**EXERCISE AIM**: Copy every line from the records below that holds the word "index".

::::::::::

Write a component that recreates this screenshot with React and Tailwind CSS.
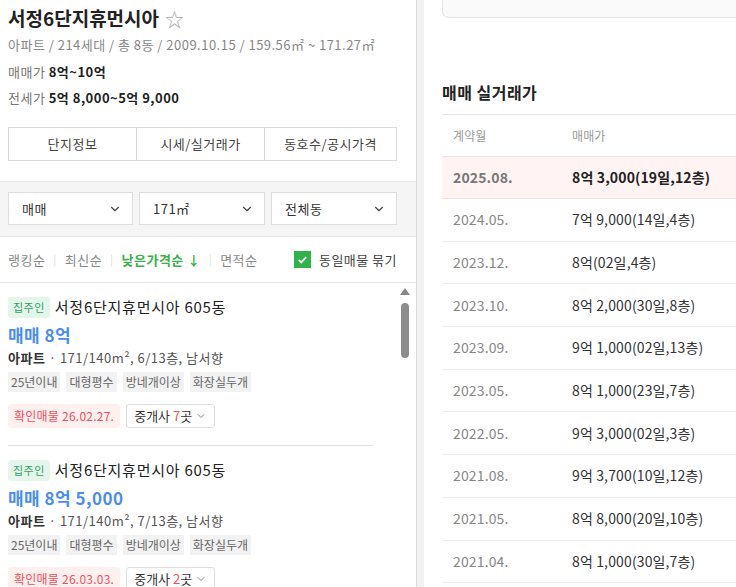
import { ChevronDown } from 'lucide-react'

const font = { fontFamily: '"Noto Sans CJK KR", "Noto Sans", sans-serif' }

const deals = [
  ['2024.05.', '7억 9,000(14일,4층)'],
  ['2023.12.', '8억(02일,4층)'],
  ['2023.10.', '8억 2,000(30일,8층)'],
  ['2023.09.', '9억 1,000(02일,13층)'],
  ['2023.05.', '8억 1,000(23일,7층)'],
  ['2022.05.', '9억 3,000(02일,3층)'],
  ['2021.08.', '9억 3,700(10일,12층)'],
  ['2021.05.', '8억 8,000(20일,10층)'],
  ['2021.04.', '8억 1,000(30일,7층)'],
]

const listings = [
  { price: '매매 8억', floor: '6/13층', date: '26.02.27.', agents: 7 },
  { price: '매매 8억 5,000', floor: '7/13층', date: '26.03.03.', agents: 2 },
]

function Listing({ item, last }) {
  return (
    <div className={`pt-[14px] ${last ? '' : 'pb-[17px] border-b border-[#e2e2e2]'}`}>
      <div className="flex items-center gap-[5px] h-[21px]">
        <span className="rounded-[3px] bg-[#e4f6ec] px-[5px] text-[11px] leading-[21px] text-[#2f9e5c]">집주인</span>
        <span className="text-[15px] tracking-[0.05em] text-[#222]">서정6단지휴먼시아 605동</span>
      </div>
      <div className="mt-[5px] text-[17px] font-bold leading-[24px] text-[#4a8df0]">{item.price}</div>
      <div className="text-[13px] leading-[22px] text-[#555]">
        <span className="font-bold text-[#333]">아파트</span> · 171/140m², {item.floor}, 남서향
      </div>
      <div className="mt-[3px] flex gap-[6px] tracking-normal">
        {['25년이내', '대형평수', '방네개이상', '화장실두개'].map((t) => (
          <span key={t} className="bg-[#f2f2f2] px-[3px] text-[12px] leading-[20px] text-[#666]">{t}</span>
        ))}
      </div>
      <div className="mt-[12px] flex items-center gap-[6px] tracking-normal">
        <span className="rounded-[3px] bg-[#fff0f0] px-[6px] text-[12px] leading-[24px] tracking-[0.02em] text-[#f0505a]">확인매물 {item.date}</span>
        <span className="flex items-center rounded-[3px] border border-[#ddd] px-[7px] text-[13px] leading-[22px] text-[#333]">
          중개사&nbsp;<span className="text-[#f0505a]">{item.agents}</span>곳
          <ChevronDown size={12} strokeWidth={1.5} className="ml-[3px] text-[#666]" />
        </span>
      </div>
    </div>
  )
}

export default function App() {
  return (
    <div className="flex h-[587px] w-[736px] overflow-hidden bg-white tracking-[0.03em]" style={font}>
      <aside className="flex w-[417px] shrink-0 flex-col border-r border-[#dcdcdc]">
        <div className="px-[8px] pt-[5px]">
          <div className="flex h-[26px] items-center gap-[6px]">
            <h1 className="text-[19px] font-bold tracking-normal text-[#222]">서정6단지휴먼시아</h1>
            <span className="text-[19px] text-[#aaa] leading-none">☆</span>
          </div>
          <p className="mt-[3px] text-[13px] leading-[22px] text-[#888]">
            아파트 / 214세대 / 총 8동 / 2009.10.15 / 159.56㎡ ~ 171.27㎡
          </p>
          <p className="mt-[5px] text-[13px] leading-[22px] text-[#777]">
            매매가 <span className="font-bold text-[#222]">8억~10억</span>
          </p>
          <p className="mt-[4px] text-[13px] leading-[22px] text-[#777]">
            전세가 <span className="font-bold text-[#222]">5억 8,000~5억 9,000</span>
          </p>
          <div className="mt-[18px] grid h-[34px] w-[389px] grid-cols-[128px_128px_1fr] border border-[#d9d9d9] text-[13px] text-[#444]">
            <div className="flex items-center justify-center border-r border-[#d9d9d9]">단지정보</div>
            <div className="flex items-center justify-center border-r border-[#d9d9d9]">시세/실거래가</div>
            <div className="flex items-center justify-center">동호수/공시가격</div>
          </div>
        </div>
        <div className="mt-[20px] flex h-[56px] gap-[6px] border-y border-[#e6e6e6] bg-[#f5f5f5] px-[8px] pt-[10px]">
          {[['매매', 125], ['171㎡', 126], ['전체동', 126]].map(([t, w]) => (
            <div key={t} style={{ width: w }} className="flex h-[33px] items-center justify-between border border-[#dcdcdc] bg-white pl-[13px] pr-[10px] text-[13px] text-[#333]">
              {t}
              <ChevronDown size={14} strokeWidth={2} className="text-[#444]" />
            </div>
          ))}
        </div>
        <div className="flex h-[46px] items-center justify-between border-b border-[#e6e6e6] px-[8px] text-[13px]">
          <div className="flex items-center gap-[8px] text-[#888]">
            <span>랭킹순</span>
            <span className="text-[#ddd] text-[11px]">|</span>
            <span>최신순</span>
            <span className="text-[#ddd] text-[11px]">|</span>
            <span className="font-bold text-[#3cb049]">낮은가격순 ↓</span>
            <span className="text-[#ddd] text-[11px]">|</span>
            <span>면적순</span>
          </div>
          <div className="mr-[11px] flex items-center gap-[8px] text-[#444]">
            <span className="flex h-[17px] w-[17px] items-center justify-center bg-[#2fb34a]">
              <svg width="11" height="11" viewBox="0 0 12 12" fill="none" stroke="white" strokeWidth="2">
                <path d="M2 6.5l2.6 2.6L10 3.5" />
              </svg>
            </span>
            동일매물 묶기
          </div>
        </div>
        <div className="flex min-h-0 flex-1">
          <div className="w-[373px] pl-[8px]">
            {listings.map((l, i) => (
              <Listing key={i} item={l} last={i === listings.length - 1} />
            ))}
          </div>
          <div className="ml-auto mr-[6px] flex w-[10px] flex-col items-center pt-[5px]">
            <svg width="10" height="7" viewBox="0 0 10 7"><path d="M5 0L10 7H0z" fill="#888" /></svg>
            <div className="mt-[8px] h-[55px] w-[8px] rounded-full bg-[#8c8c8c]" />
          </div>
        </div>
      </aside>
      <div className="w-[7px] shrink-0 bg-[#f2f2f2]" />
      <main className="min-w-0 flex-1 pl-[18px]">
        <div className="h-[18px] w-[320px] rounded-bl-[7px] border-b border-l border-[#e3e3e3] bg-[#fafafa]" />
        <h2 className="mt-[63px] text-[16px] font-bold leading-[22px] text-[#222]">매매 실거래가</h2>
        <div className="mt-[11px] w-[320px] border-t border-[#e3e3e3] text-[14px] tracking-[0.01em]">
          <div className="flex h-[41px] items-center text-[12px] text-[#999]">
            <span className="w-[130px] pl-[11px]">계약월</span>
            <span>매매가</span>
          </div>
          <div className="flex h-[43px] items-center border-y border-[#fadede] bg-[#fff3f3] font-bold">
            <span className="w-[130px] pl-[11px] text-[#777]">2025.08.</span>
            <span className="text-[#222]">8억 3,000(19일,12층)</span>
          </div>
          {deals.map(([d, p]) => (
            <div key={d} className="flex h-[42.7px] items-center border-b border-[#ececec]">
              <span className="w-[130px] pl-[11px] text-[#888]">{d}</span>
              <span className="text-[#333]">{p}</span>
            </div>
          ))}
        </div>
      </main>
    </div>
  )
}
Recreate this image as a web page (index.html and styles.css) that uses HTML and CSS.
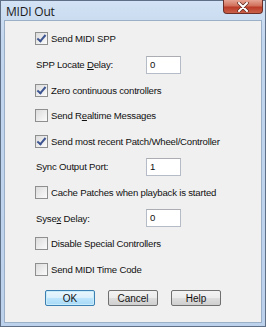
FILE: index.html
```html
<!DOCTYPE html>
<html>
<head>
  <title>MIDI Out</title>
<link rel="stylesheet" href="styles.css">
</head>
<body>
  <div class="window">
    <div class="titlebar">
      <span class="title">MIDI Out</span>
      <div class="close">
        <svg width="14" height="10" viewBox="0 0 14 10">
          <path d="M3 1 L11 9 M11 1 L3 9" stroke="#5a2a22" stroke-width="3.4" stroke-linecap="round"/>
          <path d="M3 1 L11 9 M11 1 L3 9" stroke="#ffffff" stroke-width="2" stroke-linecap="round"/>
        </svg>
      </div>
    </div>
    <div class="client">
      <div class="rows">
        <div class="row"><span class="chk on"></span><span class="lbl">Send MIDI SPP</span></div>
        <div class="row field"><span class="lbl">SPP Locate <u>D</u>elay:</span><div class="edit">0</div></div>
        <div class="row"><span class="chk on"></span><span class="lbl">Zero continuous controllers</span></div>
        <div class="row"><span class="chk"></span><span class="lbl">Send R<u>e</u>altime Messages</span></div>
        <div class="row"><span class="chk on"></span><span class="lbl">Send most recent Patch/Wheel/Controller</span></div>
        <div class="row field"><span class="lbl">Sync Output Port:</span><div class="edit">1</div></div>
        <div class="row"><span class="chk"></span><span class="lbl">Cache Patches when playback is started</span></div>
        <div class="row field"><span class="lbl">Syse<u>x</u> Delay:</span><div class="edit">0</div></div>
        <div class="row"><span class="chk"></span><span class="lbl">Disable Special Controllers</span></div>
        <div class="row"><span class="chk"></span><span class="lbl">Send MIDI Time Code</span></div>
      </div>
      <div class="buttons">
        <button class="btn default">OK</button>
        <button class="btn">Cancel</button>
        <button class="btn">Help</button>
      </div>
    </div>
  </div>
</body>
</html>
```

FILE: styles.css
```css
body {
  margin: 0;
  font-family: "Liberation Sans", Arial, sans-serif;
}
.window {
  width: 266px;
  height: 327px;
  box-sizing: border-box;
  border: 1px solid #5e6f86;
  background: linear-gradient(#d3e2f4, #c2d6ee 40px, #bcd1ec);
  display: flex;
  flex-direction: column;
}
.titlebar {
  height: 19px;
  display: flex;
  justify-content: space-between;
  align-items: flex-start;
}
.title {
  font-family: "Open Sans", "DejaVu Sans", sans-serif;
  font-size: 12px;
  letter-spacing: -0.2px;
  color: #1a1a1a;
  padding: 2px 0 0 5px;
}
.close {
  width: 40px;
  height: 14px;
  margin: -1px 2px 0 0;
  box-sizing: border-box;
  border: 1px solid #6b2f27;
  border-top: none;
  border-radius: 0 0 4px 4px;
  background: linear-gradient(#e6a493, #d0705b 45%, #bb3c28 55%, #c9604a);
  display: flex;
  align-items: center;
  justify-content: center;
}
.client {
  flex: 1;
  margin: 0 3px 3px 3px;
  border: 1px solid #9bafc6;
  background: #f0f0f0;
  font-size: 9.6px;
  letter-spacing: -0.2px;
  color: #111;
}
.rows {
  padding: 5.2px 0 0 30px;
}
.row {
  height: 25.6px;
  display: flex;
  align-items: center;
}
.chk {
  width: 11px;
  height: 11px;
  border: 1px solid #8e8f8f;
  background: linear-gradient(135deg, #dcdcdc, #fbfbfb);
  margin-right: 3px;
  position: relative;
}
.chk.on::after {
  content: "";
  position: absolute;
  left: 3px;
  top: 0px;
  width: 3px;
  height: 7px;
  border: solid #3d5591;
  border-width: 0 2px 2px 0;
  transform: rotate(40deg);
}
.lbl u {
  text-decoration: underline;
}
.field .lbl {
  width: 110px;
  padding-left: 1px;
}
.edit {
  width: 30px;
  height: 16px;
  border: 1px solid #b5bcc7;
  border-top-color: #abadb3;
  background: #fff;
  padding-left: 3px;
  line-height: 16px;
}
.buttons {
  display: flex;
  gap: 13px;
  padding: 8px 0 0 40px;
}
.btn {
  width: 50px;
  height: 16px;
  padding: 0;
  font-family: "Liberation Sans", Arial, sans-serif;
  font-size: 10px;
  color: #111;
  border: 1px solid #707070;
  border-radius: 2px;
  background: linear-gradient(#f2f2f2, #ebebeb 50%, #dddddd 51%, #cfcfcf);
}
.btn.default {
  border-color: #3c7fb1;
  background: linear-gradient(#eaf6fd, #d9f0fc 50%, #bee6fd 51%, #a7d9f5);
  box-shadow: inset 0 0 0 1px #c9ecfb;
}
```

::::::::::

**RESPONSE TO THIS TASK**:
Recreate this image as a web page (index.html and styles.css) that uses HTML and CSS.
FILE: index.html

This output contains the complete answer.